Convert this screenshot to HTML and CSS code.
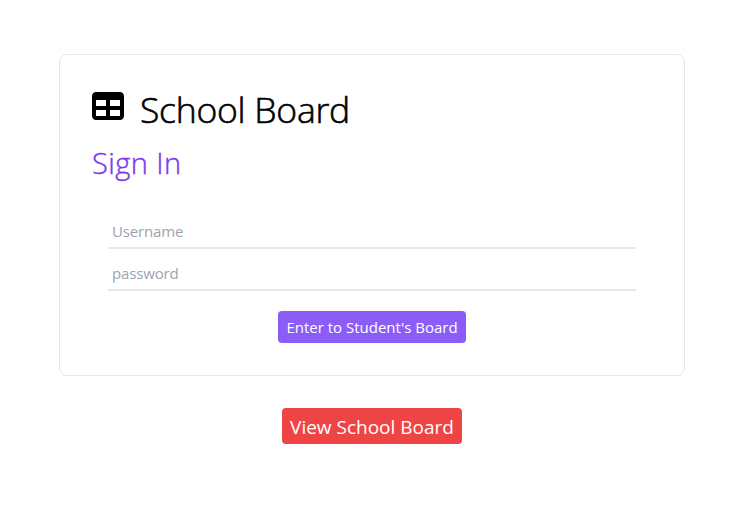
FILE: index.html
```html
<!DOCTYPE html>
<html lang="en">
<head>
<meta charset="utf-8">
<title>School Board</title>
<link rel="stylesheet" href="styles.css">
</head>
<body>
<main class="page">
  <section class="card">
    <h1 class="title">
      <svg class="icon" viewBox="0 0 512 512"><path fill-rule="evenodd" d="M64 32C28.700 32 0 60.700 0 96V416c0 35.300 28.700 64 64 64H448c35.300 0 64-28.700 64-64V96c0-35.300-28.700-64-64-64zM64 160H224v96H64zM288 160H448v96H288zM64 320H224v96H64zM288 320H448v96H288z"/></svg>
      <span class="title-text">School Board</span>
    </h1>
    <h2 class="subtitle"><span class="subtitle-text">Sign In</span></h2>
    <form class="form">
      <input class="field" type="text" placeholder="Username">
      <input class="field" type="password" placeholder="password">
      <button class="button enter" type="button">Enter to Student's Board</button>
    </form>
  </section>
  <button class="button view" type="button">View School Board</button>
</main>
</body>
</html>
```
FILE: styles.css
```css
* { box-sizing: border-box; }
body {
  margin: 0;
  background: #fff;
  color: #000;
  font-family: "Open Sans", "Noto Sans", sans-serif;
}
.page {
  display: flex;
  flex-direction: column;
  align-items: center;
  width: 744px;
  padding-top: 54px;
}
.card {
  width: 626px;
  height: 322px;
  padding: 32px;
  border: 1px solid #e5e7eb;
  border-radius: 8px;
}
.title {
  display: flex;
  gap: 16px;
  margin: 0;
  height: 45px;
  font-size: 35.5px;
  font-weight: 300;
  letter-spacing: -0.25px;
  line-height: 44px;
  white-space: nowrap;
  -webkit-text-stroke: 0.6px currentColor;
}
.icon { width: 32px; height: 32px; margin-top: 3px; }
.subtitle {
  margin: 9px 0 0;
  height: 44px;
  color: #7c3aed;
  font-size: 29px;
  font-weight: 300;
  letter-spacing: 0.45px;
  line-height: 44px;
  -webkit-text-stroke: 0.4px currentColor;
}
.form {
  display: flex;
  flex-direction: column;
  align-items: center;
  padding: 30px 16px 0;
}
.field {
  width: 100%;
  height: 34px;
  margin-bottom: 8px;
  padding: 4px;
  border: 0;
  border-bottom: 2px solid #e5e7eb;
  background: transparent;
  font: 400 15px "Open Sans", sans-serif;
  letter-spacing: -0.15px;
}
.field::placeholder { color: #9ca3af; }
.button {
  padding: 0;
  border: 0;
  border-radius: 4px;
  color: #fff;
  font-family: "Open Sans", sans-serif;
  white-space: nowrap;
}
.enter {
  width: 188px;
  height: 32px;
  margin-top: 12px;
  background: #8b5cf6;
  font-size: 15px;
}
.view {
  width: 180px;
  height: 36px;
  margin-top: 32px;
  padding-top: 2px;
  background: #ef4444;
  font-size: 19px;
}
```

::::::

→ WORK REQUIRED
Omit the pictures and reproduce the listing exactly.

→ COMPLETE OUTPUT
Convert this screenshot to HTML and CSS code.
FILE: index.html
```html
<!DOCTYPE html>
<html lang="en">
<head>
<meta charset="utf-8">
<title>School Board</title>
<link rel="stylesheet" href="styles.css">
</head>
<body>
<main class="page">
  <section class="card">
    <h1 class="title">
      <svg class="icon" viewBox="0 0 512 512"><path fill-rule="evenodd" d="M64 32C28.700 32 0 60.700 0 96V416c0 35.300 28.700 64 64 64H448c35.300 0 64-28.700 64-64V96c0-35.300-28.700-64-64-64zM64 160H224v96H64zM288 160H448v96H288zM64 320H224v96H64zM288 320H448v96H288z"/></svg>
      <span class="title-text">School Board</span>
    </h1>
    <h2 class="subtitle"><span class="subtitle-text">Sign In</span></h2>
    <form class="form">
      <input class="field" type="text" placeholder="Username">
      <input class="field" type="password" placeholder="password">
      <button class="button enter" type="button">Enter to Student's Board</button>
    </form>
  </section>
  <button class="button view" type="button">View School Board</button>
</main>
</body>
</html>
```
FILE: styles.css
```css
* { box-sizing: border-box; }
body {
  margin: 0;
  background: #fff;
  color: #000;
  font-family: "Open Sans", "Noto Sans", sans-serif;
}
.page {
  display: flex;
  flex-direction: column;
  align-items: center;
  width: 744px;
  padding-top: 54px;
}
.card {
  width: 626px;
  height: 322px;
  padding: 32px;
  border: 1px solid #e5e7eb;
  border-radius: 8px;
}
.title {
  display: flex;
  gap: 16px;
  margin: 0;
  height: 45px;
  font-size: 35.5px;
  font-weight: 300;
  letter-spacing: -0.25px;
  line-height: 44px;
  white-space: nowrap;
  -webkit-text-stroke: 0.6px currentColor;
}
.icon { width: 32px; height: 32px; margin-top: 3px; }
.subtitle {
  margin: 9px 0 0;
  height: 44px;
  color: #7c3aed;
  font-size: 29px;
  font-weight: 300;
  letter-spacing: 0.45px;
  line-height: 44px;
  -webkit-text-stroke: 0.4px currentColor;
}
.form {
  display: flex;
  flex-direction: column;
  align-items: center;
  padding: 30px 16px 0;
}
.field {
  width: 100%;
  height: 34px;
  margin-bottom: 8px;
  padding: 4px;
  border: 0;
  border-bottom: 2px solid #e5e7eb;
  background: transparent;
  font: 400 15px "Open Sans", sans-serif;
  letter-spacing: -0.15px;
}
.field::placeholder { color: #9ca3af; }
.button {
  padding: 0;
  border: 0;
  border-radius: 4px;
  color: #fff;
  font-family: "Open Sans", sans-serif;
  white-space: nowrap;
}
.enter {
  width: 188px;
  height: 32px;
  margin-top: 12px;
  background: #8b5cf6;
  font-size: 15px;
}
.view {
  width: 180px;
  height: 36px;
  margin-top: 32px;
  padding-top: 2px;
  background: #ef4444;
  font-size: 19px;
}
```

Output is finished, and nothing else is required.